Источниками сведений о Минцловой являются, в первую очередь, ее письма. Их сопоставление и анализ позволяют сделать, хотя бы отчасти, определенные выводы в отношении личности Минцловой, структуры ее сознания, стилистики поведения и внутренней — весьма интенсивной — эволюции в 1905–1910 годах. Именно письма Минцловой (а не переводы или, скажем, случайные журнальные заметки) воссоздают ее психологический портрет и позволяют судить о ней более достоверно, нежели отзывы современников. С этой точки зрения особую роль приобретают письма Минцловой 1905 года.

О жизни Минцловой до 1905 года, ее занятиях спиритизмом, хиромантией и т. п. сохранились лишь обрывочные сведения, тогда как всё, что происходит с ней на протяжении 1905 года (и позднее), документировано достаточно полно.
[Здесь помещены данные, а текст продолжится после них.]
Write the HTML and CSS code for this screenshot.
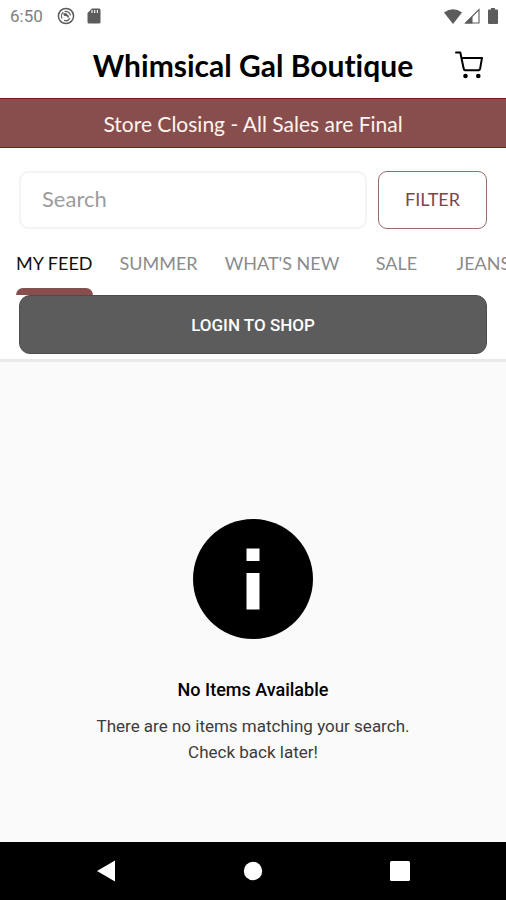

Суммируя доступные ныне свидетельства, можно утверждать: 1905 год оказался для Анны Рудольфовны переломным. Это был год ее решительного поворота в сторону теософии (хотя правоверной теософкой она никогда не станет), чему в немалой мере способствовало ее личное знакомство с вождями теософского движения: Анни Безант и Рудольфом Штейнером.

Судя по некоторым письмам Минцловой 1905 года, она в ту пору еще не вполне осознавала себя «духовным учителем» (каковым она явится через несколько лет Вячеславу Иванову и московским «аргонавтам»). Однако оценки Безант и Штейнера, обративших внимание на «переутонченность и безграничность впечатлительности» Минцловой (см. п. 1) и якобы оценивших ее «оккультные» возможности, придают ей уверенность в собственных силах. Сообщая Маргарите Сабашниковой о том, что Безант, покидая Теософский конгресс в Лондоне, «благословила ее в таких словах, которые она редко говорит о живущих на земле», Минцлова восклицает: «И от слов ее огнем зажглось мое сердце, навеки теперь» (см. п. 4). Точно такую же «окрыленность» испытала Минцлова и от поддержки Штейнера. «Штейнер говорит, что в Европе он не видит никого с такими громадными силами, как у меня, — радостно сообщала она Маргарите Сабашниковой 9 октября 1905 года (из Берлина), — и у меня так быстро идет развитие, как это бывает через годы только после усиленных занятий».

Письма Минцловой 1905 года содержат немало ценнейших сведений по начальному периоду русского штейнерианства. Но они важны и как биографический источник. В течение летних месяцев 1905 года Минцлова словно испытывает себя и свои возможности. «Во мне все растет какая-то сила, временами пугающая меня, — пишет она Волошину 30 июня 1905 года из Лондона. — И я чувствую себя безумно счастливой от этого». Она пытается распространить свое влияние почти на всех, с кем встречается в те недели и месяцы: Максимилиана Волошина, Маргариту Сабашникову, Алексея Сабашникова, Константина Сомова, Михаила Чуйко. Каждого из них ей удается — хотя и в разной мере — приблизить к себе, убедить в присущих ей телепатических и гипнотических способностях.